Redwood Trust priced a $125 million senior notes offering due 2031 at 9.75%, with a 30-day option for another $18.75 million, and expects to close on May 27, 2026. The company plans to use proceeds for general corporate purposes, including mortgage banking platforms, investments, and strategic acquisitions. Recent operating results were mixed: Q1 2026 EPS beat estimates at $0.21 vs. $0.17, but revenue missed at $63.9 million vs. $89.75 million.

Analysis

RWT is effectively buying time, not growth, and the market should read this as a liability-management event that signals management sees enough near-term asset/liquidity uncertainty to prefund the balance sheet before spreads move against them. A 9.75% coupon on unsecured paper is a clear hurdle rate: if incremental earnings on the operating platforms and investment book do not exceed that cost after hedges, the issuance is dilutive to equity value even if it reduces refinancing risk. The key second-order effect is that it also re-prices the entire mortgage REIT cohort’s access to unsecured capital, especially names with similar leverage and less diversified fee income. The important catalyst window is the next 1-2 quarters, not the 2031 maturity. If funding markets remain choppy, the stock can stay pinned near book-value discount territory because equity investors will treat every debt raise as a reminder that duration and spread risk remain unresolved. Conversely, if the company can show stable earnings progression and a credible path to covering the dividend from recurring spread income, the new notes can be framed as a proactive move that lowers default tail risk and supports a rerating.

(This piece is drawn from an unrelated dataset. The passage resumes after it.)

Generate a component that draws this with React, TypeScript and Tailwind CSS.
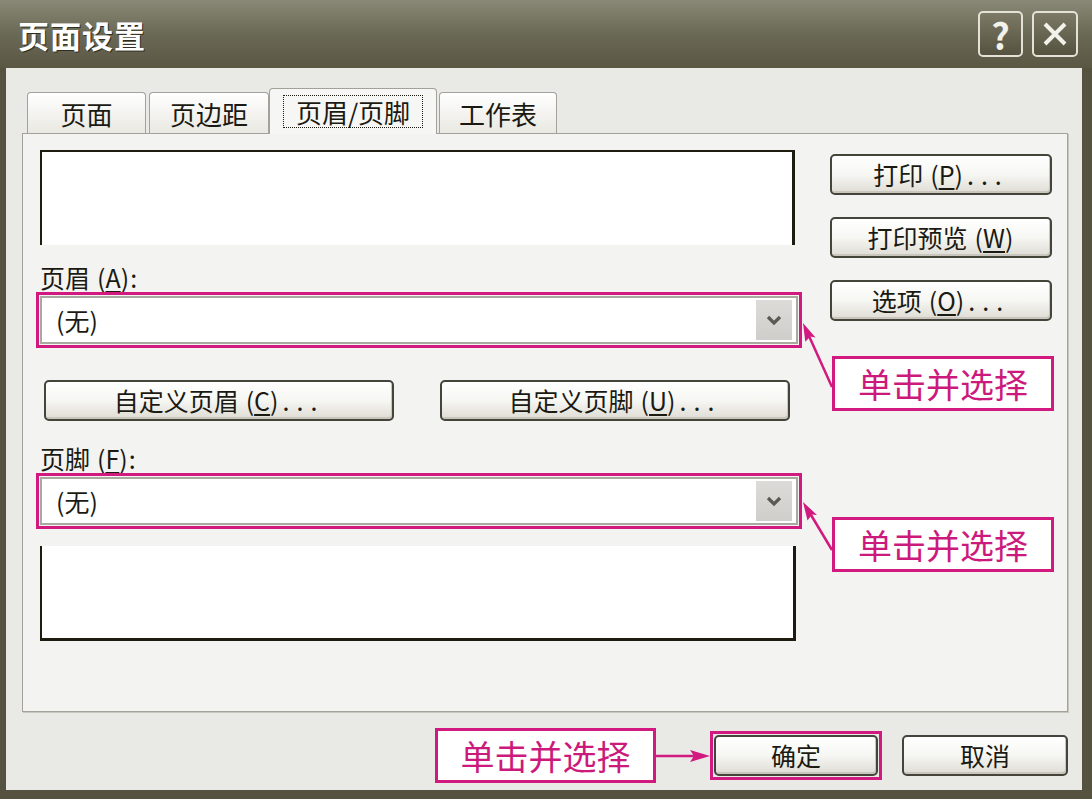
import type { ReactNode } from "react";

const font = "font-['Noto_Sans_CJK_SC','Noto_Sans',sans-serif]";

function Key({ k }: { k: string }) {
  return (
    <span className="ml-[7px] mr-[1px]">
      (<span className="underline underline-offset-[3px] decoration-[1.5px]">{k}</span>)
    </span>
  );
}

function Dots() {
  return <span className="ml-[3px] tracking-[7px]">...</span>;
}

function Button({ children, className = "" }: { children: ReactNode; className?: string }) {
  return (
    <div
      className={`flex h-[41px] items-center justify-center rounded-[5px] border-2 border-[#45443a] bg-gradient-to-b from-white via-[#f6f6f3] to-[#dedcd4] text-[25px] leading-none text-[#1b1a12] shadow-[inset_-1px_-2px_0_#c9c7bd] ${className}`}
    >
      {children}
    </div>
  );
}

function Select() {
  return (
    <div className="h-[56px] border-[3px] border-[#d2197f] p-px">
      <div className="flex h-full items-center border-2 border-[#a9a8a1] bg-white pl-[14px] pr-[4px]">
        <span className="text-[25px] leading-none text-[#1b1a12]">(无)</span>
        <div className="ml-auto flex h-[40px] w-[36px] items-center justify-center bg-gradient-to-b from-[#dcdbd8] to-[#cfcecb]">
          <svg width="16" height="12" viewBox="0 0 16 12">
            <path d="M2 3 L8 9 L14 3" fill="none" stroke="#5b5a52" strokeWidth="3.2" />
          </svg>
        </div>
      </div>
    </div>
  );
}

function Callout({ className = "" }: { className?: string }) {
  return (
    <div
      className={`flex h-[55px] items-center justify-center border-[3px] border-[#d2197f] bg-white text-[34px] leading-none text-[#cc1a7c] ${className}`}
    >
      单击并选择
    </div>
  );
}

function Tab({ label, active = false, w }: { label: string; active?: boolean; w: string }) {
  if (active) {
    return (
      <div
        className={`relative z-10 -mb-px flex h-[46px] ${w} items-center justify-center rounded-t-[4px] border border-b-0 border-[#a3a199] bg-[#f6f6f4]`}
      >
        <span className="border border-dotted border-[#1b1a12] px-[12px] py-[1px] text-[26px] leading-[29px] text-[#1b1a12]">
          {label}
        </span>
      </div>
    );
  }
  return (
    <div
      className={`flex h-[41px] ${w} items-center justify-center rounded-t-[4px] border border-b-0 border-[#a3a199] bg-gradient-to-b from-white to-[#e9e8e2] pt-[2px] text-[26px] leading-none text-[#1b1a12]`}
    >
      {label}
    </div>
  );
}

export default function App() {
  return (
    <div className={`relative flex h-[799px] w-[1092px] flex-col bg-[#55533f] ${font}`}>
      {/* title bar */}
      <div className="flex h-[68px] shrink-0 items-center bg-gradient-to-b from-[#8a8977] via-[#6a6955] to-[#5a5843] pl-[18px] pr-[14px]">
        <span className="text-[31px] font-bold leading-none tracking-[1px] text-white [text-shadow:1px_1px_0_#2f2d1f]">
          页面设置
        </span>
        <div className="ml-auto flex gap-[9px]">
          <div className="flex h-[46px] w-[45px] items-center justify-center rounded-[5px] border-2 border-[#e4e2d6] bg-gradient-to-b from-[#7c7a66] to-[#55533f]">
            <span className="text-[36px] font-bold leading-none text-[#f2f1ea]">?</span>
          </div>
          <div className="flex h-[46px] w-[46px] items-center justify-center rounded-[5px] border-2 border-[#e4e2d6] bg-gradient-to-b from-[#7c7a66] to-[#55533f]">
            <svg width="28" height="28" viewBox="0 0 28 28">
              <path d="M4 4 L24 24 M24 4 L4 24" stroke="#f2f1ea" strokeWidth="4" />
            </svg>
          </div>
        </div>
      </div>

      {/* body */}
      <div className="ml-[6px] mr-[10px] mb-[9px] flex flex-1 flex-col bg-[#e9e9e5] pl-[16px] pr-[14px] pt-[20px]">
        <div className="flex h-[45px] items-end pl-[5px]">
          <Tab label="页面" w="w-[119px]" />
          <div className="w-[3px]" />
          <Tab label="页边距" w="w-[120px]" />
          <Tab label="页眉/页脚" w="w-[168px]" active />
          <div className="w-[2px]" />
          <Tab label="工作表" w="w-[118px]" />
        </div>

        {/* tab panel */}
        <div className="flex h-[579px] border border-[#a3a199] bg-[#f3f3f1] pl-[13px] shadow-[1px_1px_0_#c8c6bd]">
          <div className="flex w-[766px] flex-col">
            <div className="ml-[4px] mt-[16px] h-[95px] w-[755px] border-l-2 border-r-[3px] border-t-2 border-[#1e1c10] bg-white" />
            <div className="mt-[17px] flex h-[30px] items-center pl-[4px] text-[25px] leading-none text-[#1b1a12]">
              页眉<Key k="A" />:
            </div>
            <Select />
            <div className="mt-[32px] flex gap-[46px] pl-[8px]">
              <Button className="w-[350px]">
                自定义页眉<Key k="C" />
                <Dots />
              </Button>
              <Button className="w-[350px]">
                自定义页脚<Key k="U" />
                <Dots />
              </Button>
            </div>
            <div className="mt-[22px] flex h-[30px] items-center pl-[4px] text-[25px] leading-none text-[#1b1a12]">
              页脚<Key k="F" />:
            </div>
            <Select />
            <div className="ml-[4px] mt-[17px] h-[95px] w-[756px] border-b-[3px] border-l-2 border-r-[3px] border-[#1e1c10] bg-white" />
          </div>

          <div className="ml-[28px] flex w-[224px] flex-col">
            <Button className="mt-[20px] w-[222px]">
              打印<Key k="P" />
              <Dots />
            </Button>
            <Button className="mt-[22px] w-[222px]">
              打印预览<Key k="W" />
            </Button>
            <Button className="mt-[22px] w-[222px]">
              选项<Key k="O" />
              <Dots />
            </Button>
            <Callout className="ml-[2px] mt-[35px] w-[222px]" />
            <Callout className="ml-[2px] mt-[106px] w-[222px]" />
          </div>
        </div>

        {/* bottom buttons */}
        <div className="mt-[15px] flex h-[57px] items-center justify-end">
          <Callout className="w-[221px]" />
          <svg width="54" height="20" viewBox="0 0 54 20" className="shrink-0">
            <line x1="0" y1="10" x2="40" y2="10" stroke="#d2197f" strokeWidth="2.5" />
            <polygon points="54,10 34,4 38,10 34,16" fill="#d2197f" />
          </svg>
          <div className="border-[3px] border-[#d2197f] p-px">
            <Button className="w-[164px]">确定</Button>
          </div>
          <Button className="ml-[20px] w-[166px]">取消</Button>
        </div>
      </div>

      {/* callout arrows */}
      <svg className="pointer-events-none absolute left-0 top-0" width="1092" height="799" viewBox="0 0 1092 799">
        <line x1="832" y1="387" x2="809" y2="336" stroke="#d2197f" strokeWidth="2.5" />
        <polygon points="803,323 815.5,337.6 810.4,336.4 805.3,341.8" fill="#d2197f" />
        <line x1="832" y1="550" x2="811" y2="515" stroke="#d2197f" strokeWidth="2.5" />
        <polygon points="803,502 817,515 812,514.5 807.5,520.5" fill="#d2197f" />
      </svg>
    </div>
  );
}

The most vulnerable part of the setup is any widening in agency/non-agency MBS spreads or a rates shock that pressures mark-to-market book value faster than operating earnings can recover. The contrarian take is that the market may be overfocusing on the headline coupon and underappreciating that unsecured financing is still available at size, which argues against a near-term solvency stress narrative. For equity, the issue is not survival but cost of capital: if the company can earn through the cycle above a high-single-digit debt cost, the stock can work from depressed levels. For the broader sector, this is a relative signal that the strongest balance sheets may gain share as weaker competitors are forced into more dilutive equity raises or secured funding. Management and governance matter here because capital allocation is now the main driver of returns. If capital is used to expand investment portfolios into a volatile spread environment, downside to book value could overwhelm the income story; if it is used to smooth liability duration and preserve flexibility, the move becomes constructive. The market will likely reward disciplined balance-sheet management more than aggressive asset growth over the next 3-6 months.